Modeling of Catalyst Sintering and Study of Accelerated Aging Based on Pt/Al2o3 as a Model Catalyst

Precious metal catalysts, such as Pt/Al₂O₃, are the primary active ingredient in diesel oxidation catalysts (DOC) used to control CO, HC and SOF emissions. Sintering of precious metal is one of the main deterioration factors of catalytic performance. In hot applications sintering of the alumina support material has also been suggested to accelerate precious metal sintering. Investigation of sintering rates may allow estimation of the catalyst life and provide information important for catalyst durability improvement. In this study, Pt/Al₂O₃ was used as a model catalyst and a sintering model for thermal aging was constructed. Pt sintering could be expressed by a differential equation which includes both Pt and support material sintering, but better fit to experimental data resulted from inclusion of a factor that includes an Al₂O₃ phase change. A prediction of catalytic performance after aging was attempted using this Pt/Al₂O₃ sintering model but the catalytic performance deterioration could not be simply expressed by only the Pt sintering.

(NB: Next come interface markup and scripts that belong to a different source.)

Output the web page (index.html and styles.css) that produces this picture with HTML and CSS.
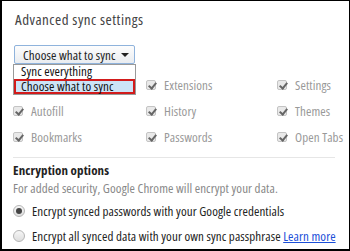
FILE: index.html
```html
<!DOCTYPE html>
<html lang="en">
<head>
    <meta charset="UTF-8">
    <title>Advanced sync settings</title>
    <link rel="stylesheet" href="styles.css">
</head>
<body>
    <div class="frame">
        <div class="title">Advanced sync settings</div>

        <div class="picker">
            <div class="select-box">
                <span>Choose what to sync</span>
                <span class="arrow"></span>
            </div>
            <div class="options">
                <div class="option">Sync everything</div>
                <div class="option selected">Choose what to sync</div>
            </div>
        </div>

        <div class="types">
            <div class="type"></div>
            <div class="type"><span class="check"></span>Extensions</div>
            <div class="type"><span class="check"></span>Settings</div>
            <div class="type"><span class="check"></span>Autofill</div>
            <div class="type"><span class="check"></span>History</div>
            <div class="type"><span class="check"></span>Themes</div>
            <div class="type"><span class="check"></span>Bookmarks</div>
            <div class="type"><span class="check"></span>Passwords</div>
            <div class="type"><span class="check"></span>Open Tabs</div>
        </div>

        <div class="section">
            <div class="section-title">Encryption options</div>
            <div class="hint">For added security, Google Chrome will encrypt your data.</div>
            <div class="radio-row"><span class="radio checked"></span>Encrypt synced passwords with your Google credentials</div>
            <div class="radio-row"><span class="radio"></span>Encrypt all synced data with your own sync passphrase&nbsp;<a class="link" href="#">Learn more</a></div>
        </div>
    </div>
</body>
</html>
```

FILE: styles.css
```css
* {
    margin: 0;
    padding: 0;
    box-sizing: border-box;
}

body {
    font-family: 'Open Sans', 'Noto Sans', sans-serif;
    font-stretch: condensed;
    font-size: 13px;
    letter-spacing: 0.1px;
    background: #ffffff;
    color: #333;
}

.frame {
    width: 350px;
    height: 251px;
    border-style: solid;
    border-color: #000;
    border-width: 1px 1px 2px 2px;
    padding: 9px 4px 0 11px;
    overflow: hidden;
}

.title {
    font-size: 15px;
    letter-spacing: 0.5px;
    line-height: 18px;
    color: #444;
    padding-left: 2px;
}

.picker {
    position: relative;
    width: 121px;
    margin-top: 17px;
    margin-left: 1px;
    z-index: 2;
}

.select-box {
    height: 19px;
    display: flex;
    align-items: center;
    justify-content: space-between;
    padding: 0 5px 0 8px;
    border: 1px solid #8fb3dc;
    border-radius: 2px;
    background: linear-gradient(#fdfdfd, #e9ecf0);
    color: #222;
}

.arrow {
    width: 0;
    height: 0;
    border-left: 4px solid transparent;
    border-right: 4px solid transparent;
    border-top: 4px solid #222;
}

.options {
    position: absolute;
    top: 19px;
    left: -1px;
    width: 123px;
    background: #fff;
    border: 1px solid #999;
    color: #111;
}

.option {
    height: 14px;
    line-height: 12px;
    padding-left: 7px;
}

.option.selected {
    height: 15px;
    background: #cce4f7;
    border: 2px solid #d21b1b;
    padding-left: 5px;
    line-height: 10px;
}

.types {
    display: grid;
    grid-template-columns: 133px 131px 1fr;
    grid-auto-rows: 26px;
    margin-top: 8px;
}

.type {
    display: flex;
    align-items: center;
    color: #999;
    white-space: nowrap;
}

.check {
    width: 10px;
    height: 10px;
    margin-right: 8px;
    border: 1px solid #c4c4c4;
    border-radius: 2px;
    background: #e9e9e9;
    position: relative;
    flex-shrink: 0;
}

.check::after {
    content: '';
    position: absolute;
    left: 3px;
    top: 0px;
    width: 3px;
    height: 6px;
    border-right: 2px solid #666;
    border-bottom: 2px solid #666;
    transform: rotate(40deg);
}

.section {
    margin-top: 7px;
    padding-top: 4px;
    margin-right: 10px;
    border-top: 1px solid #e6e6e6;
}

.section-title {
    font-weight: 700;
    line-height: 16px;
    color: #222;
}

.hint {
    margin-top: 2px;
    line-height: 16px;
    color: #888;
}

.radio-row {
    display: flex;
    align-items: center;
    height: 20px;
    margin-top: 5px;
    color: #222;
    white-space: nowrap;
}

.radio-row + .radio-row {
    margin-top: 5px;
}

.radio {
    width: 12px;
    height: 12px;
    margin-right: 7px;
    border: 1px solid #b5b5b5;
    border-radius: 50%;
    background: linear-gradient(#f6f6f6, #dedede);
    position: relative;
    flex-shrink: 0;
}

.radio.checked::after {
    content: '';
    position: absolute;
    top: 2px;
    left: 2px;
    width: 6px;
    height: 6px;
    border-radius: 50%;
    background: #444;
}

.link {
    color: #1a4ed8;
    text-decoration: underline;
}
```
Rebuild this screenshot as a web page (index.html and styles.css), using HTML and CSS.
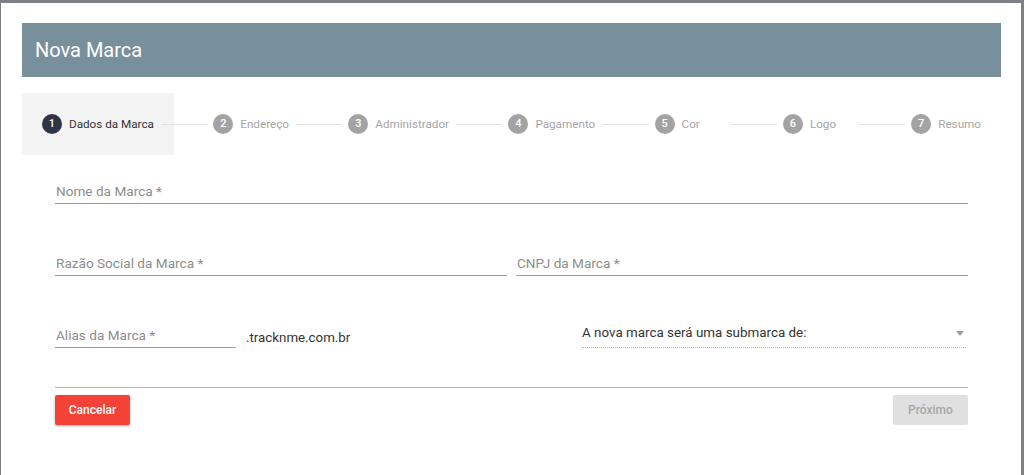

Accelerated aging was also studied by changing the aging temperature and time period to understand the relationship between catalytic performance and the physical properties of catalyst, i.e. surface area of the Pt particle, specific support surface area and crystal phase of the support material. Such accelerated aging is sometimes performed for engineering purposes, catalyst development and quality control of the catalyst product. For this Pt/Al₂O₃ model catalyst, 800 degreesC/200hr aging was almost equivalent to 900 degreesC/50hr and 1000 degreesC/10hr agings in both catalytic performance (HC T50, CO T50) and physical characteristics (phase change of Al₂O₃), although surface area of the Pt particles varies slightly.